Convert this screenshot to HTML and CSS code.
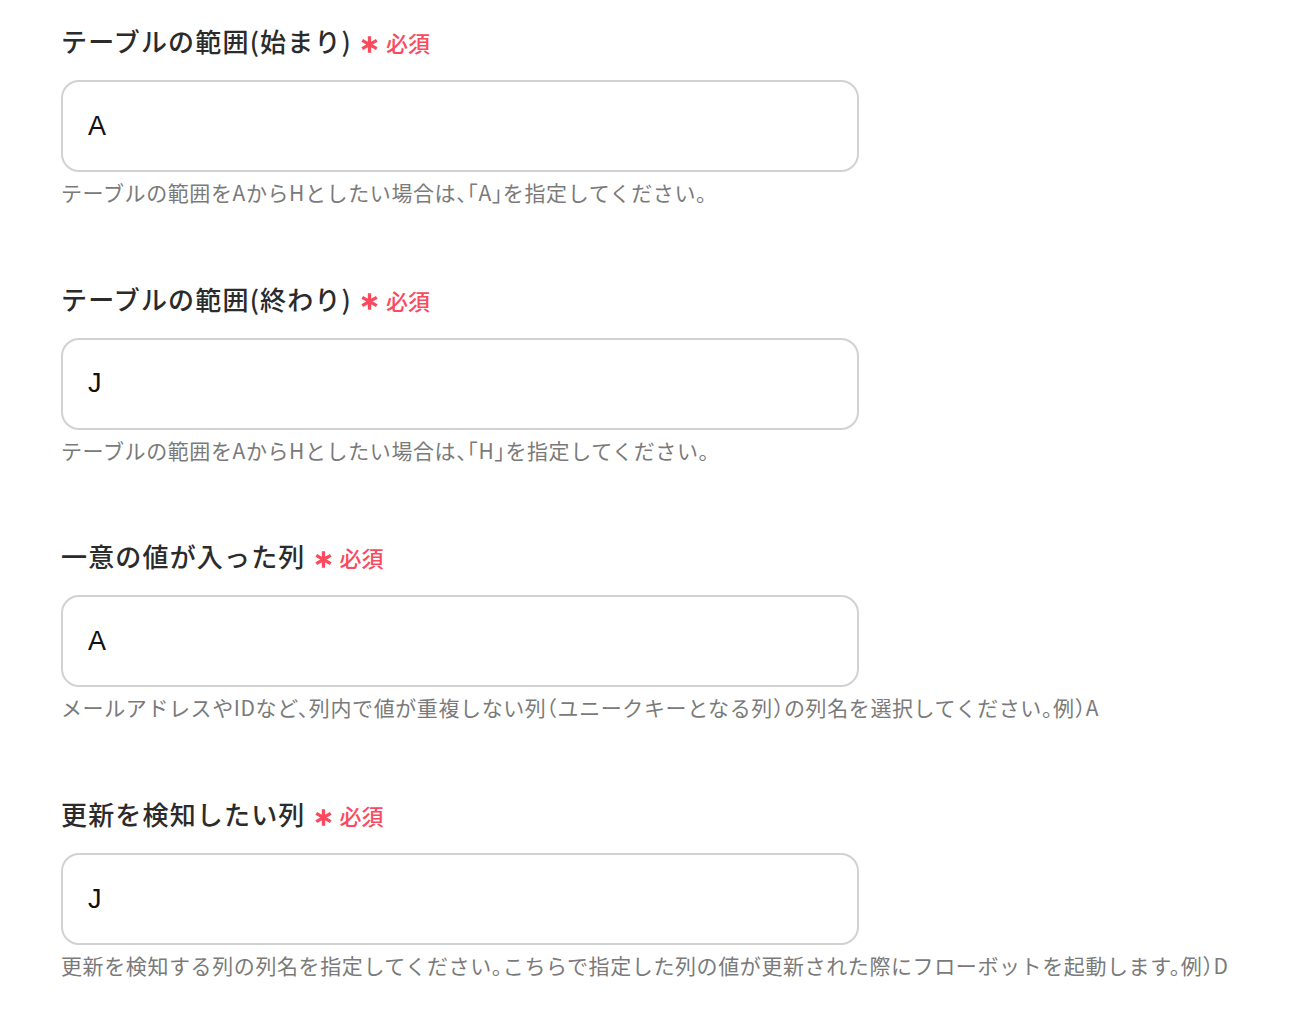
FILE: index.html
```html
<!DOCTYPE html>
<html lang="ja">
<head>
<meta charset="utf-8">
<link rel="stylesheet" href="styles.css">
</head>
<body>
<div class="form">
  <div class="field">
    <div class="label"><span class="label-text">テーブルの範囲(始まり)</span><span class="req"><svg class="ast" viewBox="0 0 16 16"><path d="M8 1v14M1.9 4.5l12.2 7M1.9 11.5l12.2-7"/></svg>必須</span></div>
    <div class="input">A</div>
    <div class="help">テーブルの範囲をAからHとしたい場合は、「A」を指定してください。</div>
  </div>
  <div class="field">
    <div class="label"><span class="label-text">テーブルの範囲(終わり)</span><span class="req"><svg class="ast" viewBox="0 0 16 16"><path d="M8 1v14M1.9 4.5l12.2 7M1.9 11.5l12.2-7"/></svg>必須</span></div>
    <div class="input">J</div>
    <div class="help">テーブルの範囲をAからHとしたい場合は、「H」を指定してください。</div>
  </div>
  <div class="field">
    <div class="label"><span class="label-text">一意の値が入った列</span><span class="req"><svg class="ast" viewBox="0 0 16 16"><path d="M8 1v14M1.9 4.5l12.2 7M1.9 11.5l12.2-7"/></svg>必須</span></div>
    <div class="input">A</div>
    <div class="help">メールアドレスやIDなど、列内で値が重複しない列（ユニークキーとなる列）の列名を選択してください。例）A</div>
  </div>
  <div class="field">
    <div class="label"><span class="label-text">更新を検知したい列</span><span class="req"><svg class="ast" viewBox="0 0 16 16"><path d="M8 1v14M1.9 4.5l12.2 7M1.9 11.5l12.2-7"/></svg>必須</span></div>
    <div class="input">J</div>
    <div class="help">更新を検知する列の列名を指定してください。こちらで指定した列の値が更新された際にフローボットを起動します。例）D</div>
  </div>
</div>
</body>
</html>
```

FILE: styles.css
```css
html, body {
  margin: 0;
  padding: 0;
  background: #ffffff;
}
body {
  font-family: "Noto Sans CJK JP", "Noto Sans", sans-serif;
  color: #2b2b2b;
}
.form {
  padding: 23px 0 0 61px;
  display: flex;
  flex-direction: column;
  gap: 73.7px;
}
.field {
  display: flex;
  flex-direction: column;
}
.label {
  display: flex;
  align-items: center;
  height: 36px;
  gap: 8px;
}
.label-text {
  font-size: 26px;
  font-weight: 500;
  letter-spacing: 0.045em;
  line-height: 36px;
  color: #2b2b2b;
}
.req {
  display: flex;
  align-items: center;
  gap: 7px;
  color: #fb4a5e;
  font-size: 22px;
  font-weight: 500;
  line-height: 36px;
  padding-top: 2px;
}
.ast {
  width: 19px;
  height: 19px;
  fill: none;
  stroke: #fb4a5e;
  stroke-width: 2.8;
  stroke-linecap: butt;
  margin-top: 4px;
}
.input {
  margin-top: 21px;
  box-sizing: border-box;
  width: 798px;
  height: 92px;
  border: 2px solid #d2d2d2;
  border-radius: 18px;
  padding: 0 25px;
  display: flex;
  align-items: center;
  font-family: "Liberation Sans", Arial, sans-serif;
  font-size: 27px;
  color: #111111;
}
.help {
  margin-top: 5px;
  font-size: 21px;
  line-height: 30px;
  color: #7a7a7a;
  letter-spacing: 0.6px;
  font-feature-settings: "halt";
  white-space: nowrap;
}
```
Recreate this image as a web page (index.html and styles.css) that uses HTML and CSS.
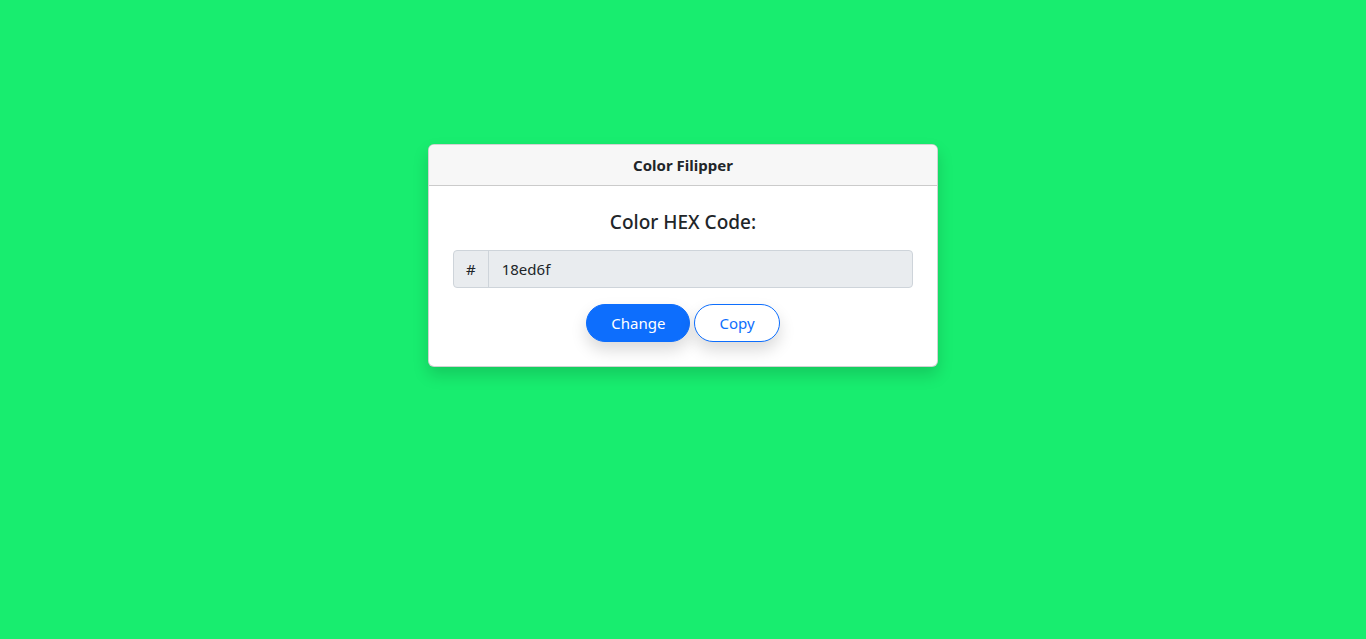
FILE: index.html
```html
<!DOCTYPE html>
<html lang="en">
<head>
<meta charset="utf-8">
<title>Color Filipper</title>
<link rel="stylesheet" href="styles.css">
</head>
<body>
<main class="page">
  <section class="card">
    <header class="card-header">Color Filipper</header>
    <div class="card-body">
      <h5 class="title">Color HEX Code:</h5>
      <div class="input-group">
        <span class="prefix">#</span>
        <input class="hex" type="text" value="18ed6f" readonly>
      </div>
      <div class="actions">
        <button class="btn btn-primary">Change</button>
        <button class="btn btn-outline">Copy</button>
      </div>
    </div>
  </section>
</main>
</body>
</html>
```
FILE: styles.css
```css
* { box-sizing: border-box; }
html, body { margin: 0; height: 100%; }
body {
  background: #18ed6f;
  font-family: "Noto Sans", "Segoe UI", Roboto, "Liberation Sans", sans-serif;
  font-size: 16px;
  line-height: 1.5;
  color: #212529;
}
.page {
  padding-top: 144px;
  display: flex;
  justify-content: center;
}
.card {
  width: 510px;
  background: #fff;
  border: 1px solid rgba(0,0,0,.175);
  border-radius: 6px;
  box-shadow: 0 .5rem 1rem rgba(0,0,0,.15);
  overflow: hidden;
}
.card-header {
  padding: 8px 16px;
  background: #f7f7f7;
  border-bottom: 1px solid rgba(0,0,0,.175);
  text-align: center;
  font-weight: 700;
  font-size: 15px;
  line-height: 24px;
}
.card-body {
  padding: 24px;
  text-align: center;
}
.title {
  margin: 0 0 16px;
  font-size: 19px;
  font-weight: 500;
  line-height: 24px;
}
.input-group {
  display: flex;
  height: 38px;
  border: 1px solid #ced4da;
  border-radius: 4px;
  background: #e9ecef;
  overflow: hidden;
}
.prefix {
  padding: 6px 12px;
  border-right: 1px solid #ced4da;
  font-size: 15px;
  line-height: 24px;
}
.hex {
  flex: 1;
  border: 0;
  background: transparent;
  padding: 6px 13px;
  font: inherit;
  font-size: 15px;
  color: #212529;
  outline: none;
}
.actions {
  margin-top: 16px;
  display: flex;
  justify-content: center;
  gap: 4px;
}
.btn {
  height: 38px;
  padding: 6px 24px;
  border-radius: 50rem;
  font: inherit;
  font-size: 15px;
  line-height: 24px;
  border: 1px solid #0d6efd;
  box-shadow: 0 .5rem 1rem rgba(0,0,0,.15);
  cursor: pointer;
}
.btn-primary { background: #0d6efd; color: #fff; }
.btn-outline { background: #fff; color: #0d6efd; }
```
_____
Without the pictures, repeat the listing above exactly.

Convert this screenshot to HTML and CSS code.
FILE: index.html
```html
<!DOCTYPE html>
<html lang="ja">
<head>
<meta charset="utf-8">
<link rel="stylesheet" href="styles.css">
</head>
<body>
<div class="form">
  <div class="field">
    <div class="label"><span class="label-text">テーブルの範囲(始まり)</span><span class="req"><svg class="ast" viewBox="0 0 16 16"><path d="M8 1v14M1.9 4.5l12.2 7M1.9 11.5l12.2-7"/></svg>必須</span></div>
    <div class="input">A</div>
    <div class="help">テーブルの範囲をAからHとしたい場合は、「A」を指定してください。</div>
  </div>
  <div class="field">
    <div class="label"><span class="label-text">テーブルの範囲(終わり)</span><span class="req"><svg class="ast" viewBox="0 0 16 16"><path d="M8 1v14M1.9 4.5l12.2 7M1.9 11.5l12.2-7"/></svg>必須</span></div>
    <div class="input">J</div>
    <div class="help">テーブルの範囲をAからHとしたい場合は、「H」を指定してください。</div>
  </div>
  <div class="field">
    <div class="label"><span class="label-text">一意の値が入った列</span><span class="req"><svg class="ast" viewBox="0 0 16 16"><path d="M8 1v14M1.9 4.5l12.2 7M1.9 11.5l12.2-7"/></svg>必須</span></div>
    <div class="input">A</div>
    <div class="help">メールアドレスやIDなど、列内で値が重複しない列（ユニークキーとなる列）の列名を選択してください。例）A</div>
  </div>
  <div class="field">
    <div class="label"><span class="label-text">更新を検知したい列</span><span class="req"><svg class="ast" viewBox="0 0 16 16"><path d="M8 1v14M1.9 4.5l12.2 7M1.9 11.5l12.2-7"/></svg>必須</span></div>
    <div class="input">J</div>
    <div class="help">更新を検知する列の列名を指定してください。こちらで指定した列の値が更新された際にフローボットを起動します。例）D</div>
  </div>
</div>
</body>
</html>
```

FILE: styles.css
```css
html, body {
  margin: 0;
  padding: 0;
  background: #ffffff;
}
body {
  font-family: "Noto Sans CJK JP", "Noto Sans", sans-serif;
  color: #2b2b2b;
}
.form {
  padding: 23px 0 0 61px;
  display: flex;
  flex-direction: column;
  gap: 73.7px;
}
.field {
  display: flex;
  flex-direction: column;
}
.label {
  display: flex;
  align-items: center;
  height: 36px;
  gap: 8px;
}
.label-text {
  font-size: 26px;
  font-weight: 500;
  letter-spacing: 0.045em;
  line-height: 36px;
  color: #2b2b2b;
}
.req {
  display: flex;
  align-items: center;
  gap: 7px;
  color: #fb4a5e;
  font-size: 22px;
  font-weight: 500;
  line-height: 36px;
  padding-top: 2px;
}
.ast {
  width: 19px;
  height: 19px;
  fill: none;
  stroke: #fb4a5e;
  stroke-width: 2.8;
  stroke-linecap: butt;
  margin-top: 4px;
}
.input {
  margin-top: 21px;
  box-sizing: border-box;
  width: 798px;
  height: 92px;
  border: 2px solid #d2d2d2;
  border-radius: 18px;
  padding: 0 25px;
  display: flex;
  align-items: center;
  font-family: "Liberation Sans", Arial, sans-serif;
  font-size: 27px;
  color: #111111;
}
.help {
  margin-top: 5px;
  font-size: 21px;
  line-height: 30px;
  color: #7a7a7a;
  letter-spacing: 0.6px;
  font-feature-settings: "halt";
  white-space: nowrap;
}
```
Recreate this image as a web page (index.html and styles.css) that uses HTML and CSS.
FILE: index.html
```html
<!DOCTYPE html>
<html lang="en">
<head>
<meta charset="utf-8">
<title>Color Filipper</title>
<link rel="stylesheet" href="styles.css">
</head>
<body>
<main class="page">
  <section class="card">
    <header class="card-header">Color Filipper</header>
    <div class="card-body">
      <h5 class="title">Color HEX Code:</h5>
      <div class="input-group">
        <span class="prefix">#</span>
        <input class="hex" type="text" value="18ed6f" readonly>
      </div>
      <div class="actions">
        <button class="btn btn-primary">Change</button>
        <button class="btn btn-outline">Copy</button>
      </div>
    </div>
  </section>
</main>
</body>
</html>
```
FILE: styles.css
```css
* { box-sizing: border-box; }
html, body { margin: 0; height: 100%; }
body {
  background: #18ed6f;
  font-family: "Noto Sans", "Segoe UI", Roboto, "Liberation Sans", sans-serif;
  font-size: 16px;
  line-height: 1.5;
  color: #212529;
}
.page {
  padding-top: 144px;
  display: flex;
  justify-content: center;
}
.card {
  width: 510px;
  background: #fff;
  border: 1px solid rgba(0,0,0,.175);
  border-radius: 6px;
  box-shadow: 0 .5rem 1rem rgba(0,0,0,.15);
  overflow: hidden;
}
.card-header {
  padding: 8px 16px;
  background: #f7f7f7;
  border-bottom: 1px solid rgba(0,0,0,.175);
  text-align: center;
  font-weight: 700;
  font-size: 15px;
  line-height: 24px;
}
.card-body {
  padding: 24px;
  text-align: center;
}
.title {
  margin: 0 0 16px;
  font-size: 19px;
  font-weight: 500;
  line-height: 24px;
}
.input-group {
  display: flex;
  height: 38px;
  border: 1px solid #ced4da;
  border-radius: 4px;
  background: #e9ecef;
  overflow: hidden;
}
.prefix {
  padding: 6px 12px;
  border-right: 1px solid #ced4da;
  font-size: 15px;
  line-height: 24px;
}
.hex {
  flex: 1;
  border: 0;
  background: transparent;
  padding: 6px 13px;
  font: inherit;
  font-size: 15px;
  color: #212529;
  outline: none;
}
.actions {
  margin-top: 16px;
  display: flex;
  justify-content: center;
  gap: 4px;
}
.btn {
  height: 38px;
  padding: 6px 24px;
  border-radius: 50rem;
  font: inherit;
  font-size: 15px;
  line-height: 24px;
  border: 1px solid #0d6efd;
  box-shadow: 0 .5rem 1rem rgba(0,0,0,.15);
  cursor: pointer;
}
.btn-primary { background: #0d6efd; color: #fff; }
.btn-outline { background: #fff; color: #0d6efd; }
```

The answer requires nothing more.